Es una historia íntima que pretende construir una narración que sirva como autobiografía, ya sea ésta fiel a la memoria o ficcionada, iconoclasta con los recuerdos o terapéutica. En ella se desnuda una Raquel y mil raqueles, nos desnudamos todas. Los poderosos conceptos que se manejan en estas imágenes son unipersonales y salen de la mochila vital de la autora para ser universales y extrapolables a cualquier cuerpo con (poca) capacidad para la gestión emocional, esa asignatura que nunca cursamos y por la que acumulamos ceros como catedrales góticas en el ventrículo izquierdo.
La autora se expone doblemente con este nuevo trabajo –radicalmente diferente a los anteriores– como mujer y como artista. Como mujer habla de forma descarnada, sin tapujos y con el empoderamiento que acumuló en la sombra en la que había estado agazapada. Como artista evidencia su madurez con un giro meridiano en su forma de afrontar sus proyectos. El poder de la sombra nace, como dijimos, del encaje de varias series que orbitaban en su disco duro y que hablaban de estados de ánimo que se antojaban en polos opuestos. No se tejieron hasta que aparecieron las agujas necesarias, las del reloj de la distancia que nos ayudan a dejar de compartimentar nuestras emociones.
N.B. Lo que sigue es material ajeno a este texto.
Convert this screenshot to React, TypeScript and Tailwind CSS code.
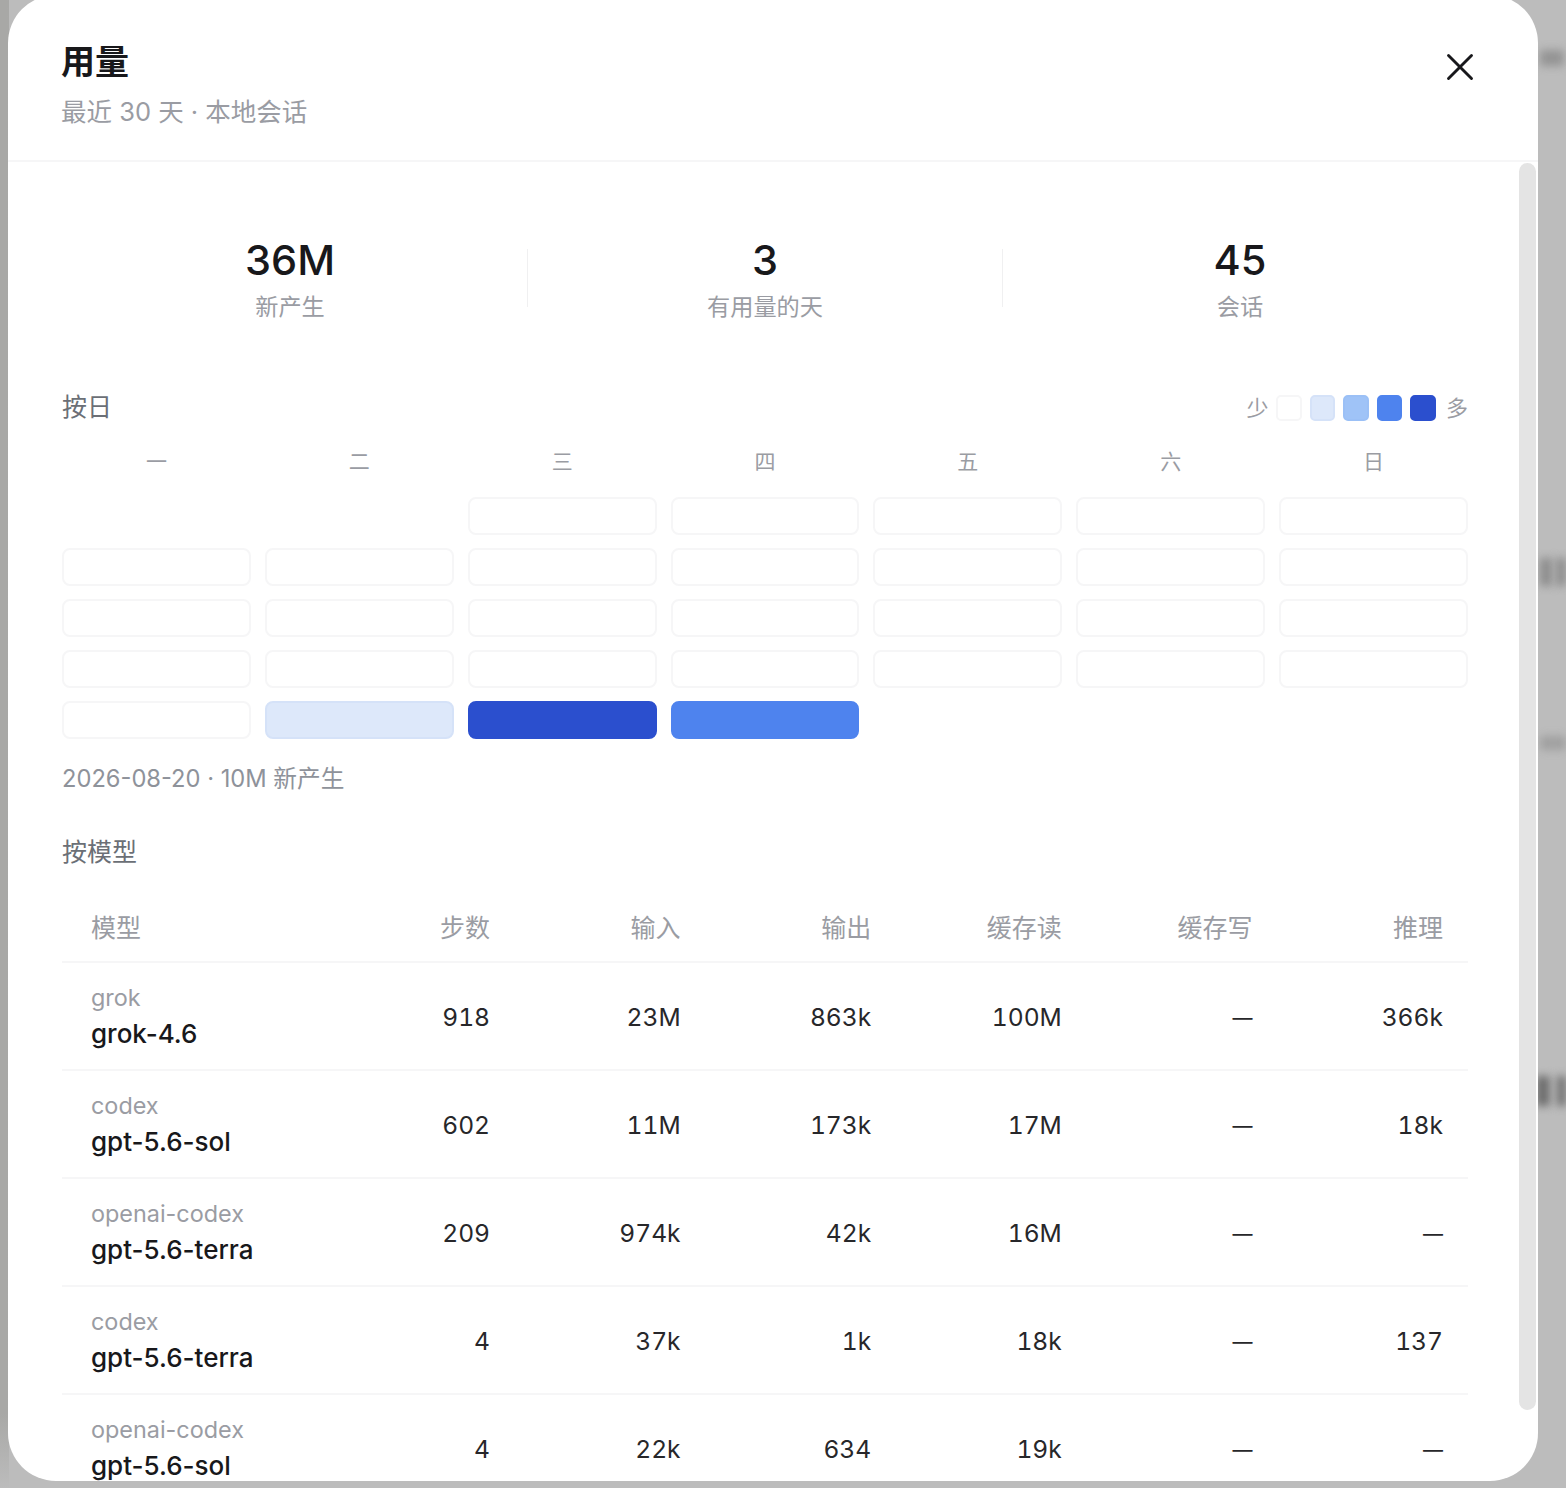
import { Fragment } from 'react';
import { X } from 'lucide-react';

const weekdays = ['一', '二', '三', '四', '五', '六', '日'];

// 0 = empty slot, 1-5 = heat level
const calendar = [
  0, 0, 1, 1, 1, 1, 1,
  1, 1, 1, 1, 1, 1, 1,
  1, 1, 1, 1, 1, 1, 1,
  1, 1, 1, 1, 1, 1, 1,
  1, 2, 5, 4, 0, 0, 0,
];

const levelClass: Record<number, string> = {
  0: '',
  1: 'bg-white border-2 border-[#f6f6f7]',
  2: 'bg-[#dde8fa] border-2 border-[#d5e2f8]',
  3: 'bg-[#9fc3f7] border-2 border-[#9bc0f6]',
  4: 'bg-[#4e83ee] border-2 border-[#4e83ee]',
  5: 'bg-[#2b4fce] border-2 border-[#2b4fce]',
};

const stats = [
  { value: '36M', label: '新产生' },
  { value: '3', label: '有用量的天' },
  { value: '45', label: '会话' },
];

const columns = ['步数', '输入', '输出', '缓存读', '缓存写', '推理'];

const rows = [
  { provider: 'grok', model: 'grok-4.6', cells: ['918', '23M', '863k', '100M', '—', '366k'] },
  { provider: 'codex', model: 'gpt-5.6-sol', cells: ['602', '11M', '173k', '17M', '—', '18k'] },
  { provider: 'openai-codex', model: 'gpt-5.6-terra', cells: ['209', '974k', '42k', '16M', '—', '—'] },
  { provider: 'codex', model: 'gpt-5.6-terra', cells: ['4', '37k', '1k', '18k', '—', '137'] },
  { provider: 'openai-codex', model: 'gpt-5.6-sol', cells: ['4', '22k', '634', '19k', '—', '—'] },
];

function Swatch({ level }: { level: number }) {
  return <div className={`w-[25.5px] h-[26px] rounded-[5px] ${levelClass[level]}`} />;
}

export default function App() {
  return (
    <div className="relative h-[1488px] overflow-hidden bg-[#bcbcbc] font-['Inter','Noto_Sans_CJK_SC',sans-serif]">
      {/* Blurred page behind the dialog */}
      <div className="absolute left-0 top-0 w-[9px] h-[1488px] bg-linear-to-b from-[#a8a8a6] via-[#a8a8a6] via-[95%] to-[#bcbcbc]" />
      <div className="absolute left-[1540px] top-[50px] w-[24px] h-[16px] bg-[#949494] blur-[4px]" />
      <div className="absolute left-[1540px] top-[558px] w-[12px] h-[28px] bg-[#8c8c8c] blur-[4px]" />
      <div className="absolute left-[1556px] top-[558px] w-[10px] h-[28px] bg-[#8c8c8c] blur-[4px]" />
      <div className="absolute left-[1540px] top-[736px] w-[26px] h-[14px] bg-[#a0a0a0] blur-[4px]" />
      <div className="absolute left-[1536px] top-[1076px] w-[14px] h-[30px] bg-[#6e6e6e] blur-[4px]" />
      <div className="absolute left-[1557px] top-[1076px] w-[9px] h-[30px] bg-[#6e6e6e] blur-[4px]" />

      <div className="relative ml-[8px] -mt-[5px] w-[1530px] h-[1486px] rounded-[48px] bg-white overflow-hidden flex flex-col">
        {/* Header */}
        <div className="h-[167px] shrink-0 border-b-2 border-[#f6f6f7] pl-[53px] pr-[55px] pt-[45px] flex justify-between items-start">
          <div>
            <h1 className="text-[34px] leading-[44px] font-semibold text-[#18181b]">用量</h1>
            <p className="mt-[10px] text-[25.5px] leading-[36px] text-[#9a9ca3]">最近 30 天 · 本地会话</p>
          </div>
          <X size={46} strokeWidth={1.5} className="text-[#18181b] mt-[4px]" />
        </div>

        {/* Body */}
        <div className="relative flex-1 overflow-hidden pl-[54px] pr-[70px] pt-[71px]">
          <div className="absolute right-[2px] top-[1px] w-[17px] h-[1247px] rounded-full bg-[#e4e4e4]" />

          <div className="-ml-[9px] flex items-center w-[1424px]">
            {stats.map((s, i) => (
              <Fragment key={s.label}>
                {i > 0 && <div className="w-[1px] h-[58px] -mt-[2px] shrink-0 bg-[#f0f0f1]" />}
                <div className="flex-1 flex flex-col items-center">
                  <div className="text-[41.5px] leading-[54px] font-medium text-[#18181b]">{s.value}</div>
                  <div className="mt-[3px] text-[23.2px] leading-[34px] text-[#9a9ca3]">{s.label}</div>
                </div>
              </Fragment>
            ))}
          </div>

          {/* By day */}
          <div className="mt-[67px] flex justify-between items-center h-[34px]">
            <span className="text-[25px] text-[#6b6f76]">按日</span>
            <div className="flex items-center gap-[8px] text-[22px] text-[#9a9ca3]">
              <span>少</span>
              <Swatch level={1} />
              <Swatch level={2} />
              <Swatch level={3} />
              <Swatch level={4} />
              <Swatch level={5} />
              <span className="ml-[2px]">多</span>
            </div>
          </div>

          <div className="mt-[22px] grid grid-cols-7 gap-x-[14px] text-center text-[21px] leading-[30px] text-[#9a9ca3]">
            {weekdays.map((d) => (
              <div key={d}>{d}</div>
            ))}
          </div>

          <div className="mt-[20px] grid grid-cols-7 gap-x-[14px] gap-y-[13px]">
            {calendar.map((level, i) => (
              <div key={i} className={`h-[38px] rounded-[8px] ${levelClass[level]}`} />
            ))}
          </div>

          <p className="mt-[23px] text-[23.7px] leading-[34px] text-[#8e929a]">2026-08-20 · 10M 新产生</p>

          {/* By model */}
          <h2 className="mt-[38px] text-[25px] leading-[36px] text-[#6b6f76]">按模型</h2>

          <div className="mt-[23px]">
            <div className="h-[70px] pt-[4px] grid grid-cols-[1fr_repeat(6,190.6px)] items-center text-[25px] text-[#9a9ca3] border-b-2 border-[#f6f6f7]">
              <div className="pl-[29px]">模型</div>
              {columns.map((c) => (
                <div key={c} className="text-right pr-[25px]">{c}</div>
              ))}
            </div>
            {rows.map((r, i) => (
              <div
                key={i}
                className="h-[108px] grid grid-cols-[1fr_repeat(6,190.6px)] items-center border-b-2 border-[#f6f6f7] text-[24.6px] text-[#27272a]"
              >
                <div className="pl-[29px] pb-[1px] flex flex-col">
                  <span className="text-[23.4px] leading-[36px] text-[#9a9ca3]">{r.provider}</span>
                  <span className="text-[26px] leading-[36px] font-medium text-[#18181b]">{r.model}</span>
                </div>
                {r.cells.map((c, j) => (
                  <div key={j} className={`text-right pr-[25px] pt-[3px] tabular-nums ${c === '—' ? 'text-[20px]' : ''}`}>{c}</div>
                ))}
              </div>
            ))}
          </div>
        </div>
      </div>
    </div>
  );
}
En un hilo narrativo de avance en un único sentido, nos va deshojando esas emociones al ritmo de montaña rusa que nos hace subir y bajar vertiginosamente, que nos genera expectativas y nos decepciona, nos da placer y miedo, nos excita y nos entristece. Nos habla de amor y de todo lo contrario… y por el medio, como dice la autora, «existe un punto en el espacio donde el amor y el dolor se encuentran»
Las escenificaciones están cargadas de simbologías que se disponen en la imagen como acertijos superpuestos, donde ningún elemento del encuadre está por azar. Los personajes juegan a ser los alter ego, los estados de ánimo y los hombres (o la ausencia de ellos) al mismo tiempo. Los espacios y los paisajes toman protagonismo como metáforas de los sentimientos. El rojo, la tela que se va y el recuerdo que de ella queda, el poderoso simbolismo del pozo tan presente a lo largo de la historia del arte, el blanco, el plástico para cubrir el cuerpo, el negro, la ruina con vestigios de lo que fue, las texturas de las paredes del abandono y la añoranza, la saturación de la sábana usada, el bosque de sombras, el marrón, la hoja caída de la muerte y el árbol desnudo con esperanzas de primavera, el azul, el vestido del mar agitado, el marco de la imagen a la que enfrentarse, la mancha del óxido fértil y al fin, un sendero luminoso de salida que nos obliga a caminar ojipláticas para ver más allá de la niebla, adelantándonos al devenir.
Debemos celebrar el poder ver imágenes como estas que nos hablan de un aprendizaje vital para no seguir tropezando en las mismas piedras que a todas se nos ponen delante. Pero debemos vanagloriarnos también por asistir a este tiempo en el que la fotografía se puede mostrar desde lo femenino ya que, hasta no hace mucho tiempo, la masculinizada fotografía huía de lo importante: lo emocional, el cuerpo y los cuidados.
Calviño se nos presenta como una montaña de mujeres asombrosamente distintas, cada una de ellas vive separada en soledad de las demás por un breve espacio sin mujeres. Esto es nuestro paso por la vida: la muerte, la pérdida, el luto, el dolor, el desapego, el deseo, la soledad, el amor, la violencia, el abandono, el desamor, la pasión. La calma siempre aparente que posee esperar a que la vida comience mañana.
Y finalmente todo está en orden, cada herida está en su sitio. Podemos partir. Y el mundo traza su ruta nuevamente en el horizonte. Pero Raquel nos ha enseñado que integrar nuestra propia sombra nos va a permitir convivir con nuestra luz y con nuestra oscuridad.